One of my biggest fashion inspirations is Bianca Saunders. She is Black British of Caribbean heritage and has been able to create her own luxury fashion menswear brand. She touches on nuanced topics through her practice such as redefining masculinity by questioning ‘what is the ideal man?’. Not only is Bianca Saunders very relatable for me, but she also provides representation to show that if she has been able to carve out her own lane within the fashion industry and receive awards and recognition for her work, why can’t I? I am also inspired by Daniel Peters founder of the Fashion Minority report who launched a mentorship programme for BIPOC and other communities. Through the mentorship I have been able to expand my network and experience shadowing someone from a luxury fashion brand.
Who would you love to see wearing your designs?
Baroness Doreen Lawrence, Dave, Dr. Shola Mos-Shogbamimu, Dianne Abbot, Eva Apio, Kwajo Tweneboa, Mikai McDermott and Stormzy to name a few. Black British people who make an impact on society and give back to the community through both their work and platforms.
Where do you see your designs being worn?

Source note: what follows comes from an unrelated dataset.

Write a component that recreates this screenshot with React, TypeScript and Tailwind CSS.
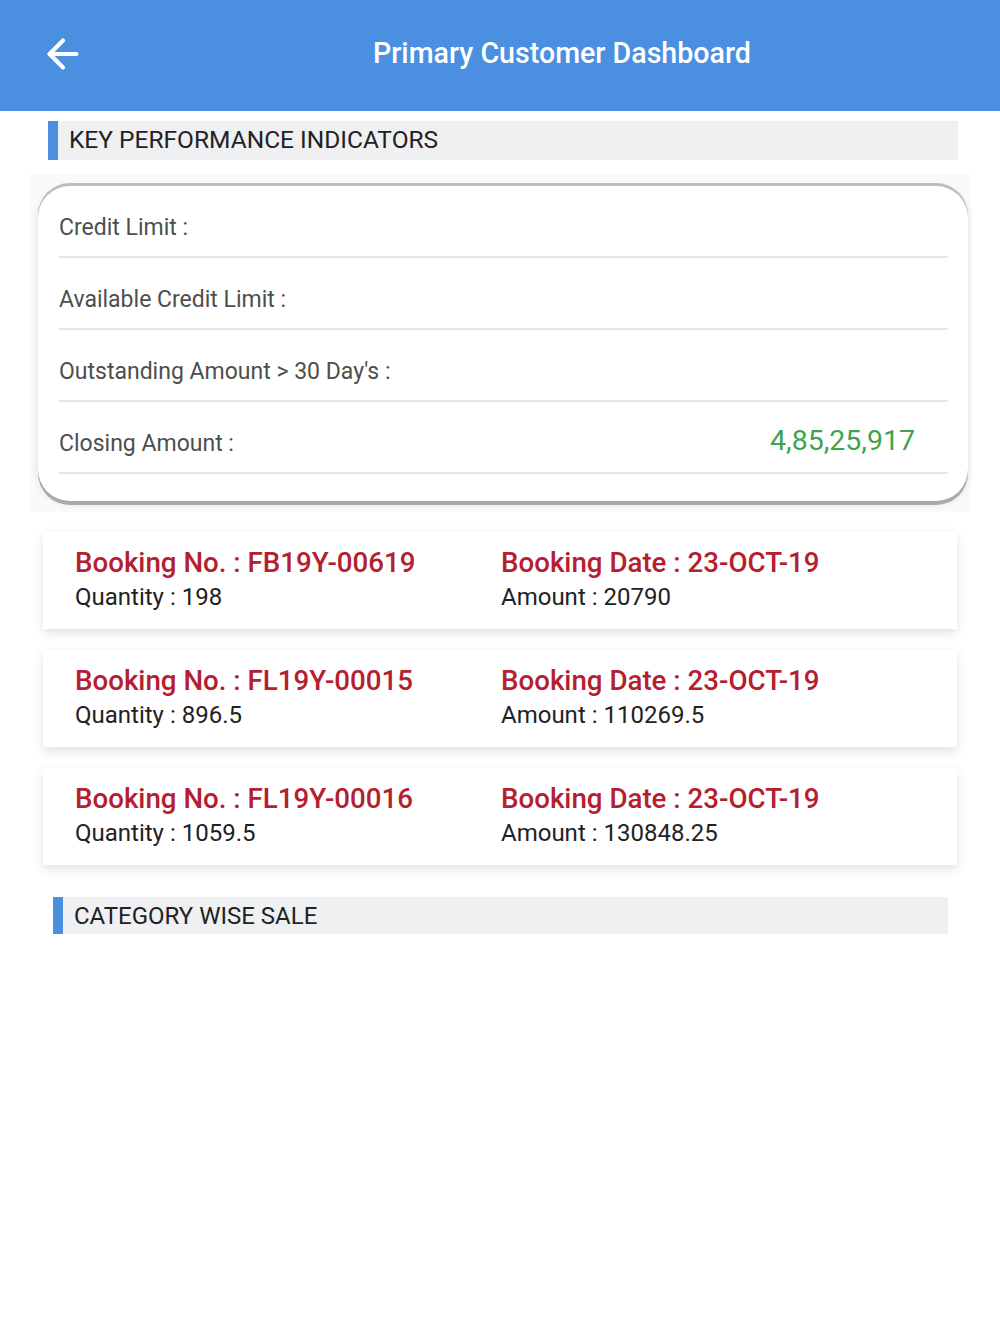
import { ArrowLeft } from "lucide-react";

const kpis = [
  { label: "Credit Limit :", value: "" },
  { label: "Available Credit Limit :", value: "" },
  { label: "Outstanding Amount > 30 Day's :", value: "" },
  { label: "Closing Amount :", value: "4,85,25,917" },
];

const bookings = [
  { no: "FB19Y-00619", date: "23-OCT-19", qty: "198", amount: "20790" },
  { no: "FL19Y-00015", date: "23-OCT-19", qty: "896.5", amount: "110269.5" },
  { no: "FL19Y-00016", date: "23-OCT-19", qty: "1059.5", amount: "130848.25" },
];

function SectionTitle({ title, className, size }: { title: string; className: string; size: string }) {
  return (
    <div className={"flex items-stretch bg-[#eff0f2] " + className}>
      <div className="w-[10px] bg-[#4a8fe0]" />
      <div className={"pl-[11px] leading-[38px] text-[#222] " + size}>{title}</div>
    </div>
  );
}

export default function App() {
  return (
    <div className="w-[1000px] min-h-[1334px] bg-white font-['Roboto',sans-serif]">
      <div className="h-[111px] bg-[#4a8fe0] flex items-center relative">
        <ArrowLeft className="absolute left-[40px] top-[31px] text-white" size={46} strokeWidth={2.2} />
        <div className="ml-[373px] -mt-[4px] text-white text-[28.6px] font-medium">
          Primary Customer Dashboard
        </div>
      </div>

      <SectionTitle
        title="KEY PERFORMANCE INDICATORS"
        size="text-[24.5px]"
        className="mt-[10px] ml-[48px] w-[910px] h-[39px]"
      />

      <div className="mt-[14px] ml-[30px] mr-[30px] pt-[12px] pb-[11px] pl-[8px] pr-[2px] bg-[#fafafa]">
        <div className="rounded-[32px] bg-white pr-[20px] pl-[21px] pb-[27px] shadow-[0_-3px_0_#bdbdbd,0_4px_0_#a9a9a9,0_2px_8px_rgba(0,0,0,0.12)]">
          {kpis.map((k) => (
            <div
              key={k.label}
              className="h-[72px] border-b-2 border-[#e6e6e6] flex items-center justify-between pt-[14px]"
            >
              <span className="text-[23px] text-[#4e4e4e]">{k.label}</span>
              {k.value && (
                <span className="text-[28.5px] text-[#3ea44b] mr-[33px] -mt-[6px]">{k.value}</span>
              )}
            </div>
          ))}
        </div>
      </div>

      <div className="mt-[20px] mx-[43px] flex flex-col gap-[21px]">
        {bookings.map((b) => (
          <div
            key={b.no}
            className="h-[97px] bg-white shadow-[0_4px_10px_rgba(0,0,0,0.12)] flex pl-[32px] pt-[13px]"
          >
            <div className="w-[426px]">
              <div className="text-[27.7px] font-medium text-[#b5202e] leading-[35px]">Booking No. : {b.no}</div>
              <div className="text-[24px] text-[#222] leading-[35px]">Quantity : {b.qty}</div>
            </div>
            <div>
              <div className="text-[27.7px] font-medium text-[#b5202e] leading-[35px]">Booking Date : {b.date}</div>
              <div className="text-[24px] text-[#222] leading-[35px]">Amount : {b.amount}</div>
            </div>
          </div>
        ))}
      </div>

      <SectionTitle
        title="CATEGORY WISE SALE"
        size="text-[24px]"
        className="mt-[32px] ml-[53px] w-[895px] h-[37px]"
      />
    </div>
  );
}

I see my designs being worn by everyday people in everyday life. From the concept of my collection centred around belonging an identity, existing within a country which is often hostile shows we are taking up space. We are here to stay, and we will exist in these spaces. I want my garments to be worn and feel like the wearer is seen and understood. Often the lived experiences of BIPOC are too complex for society to understand, but we understand each other even if we are from completely different backgrounds. The collection can also be styled and worn in an array of styles, this shows there is something for everyone.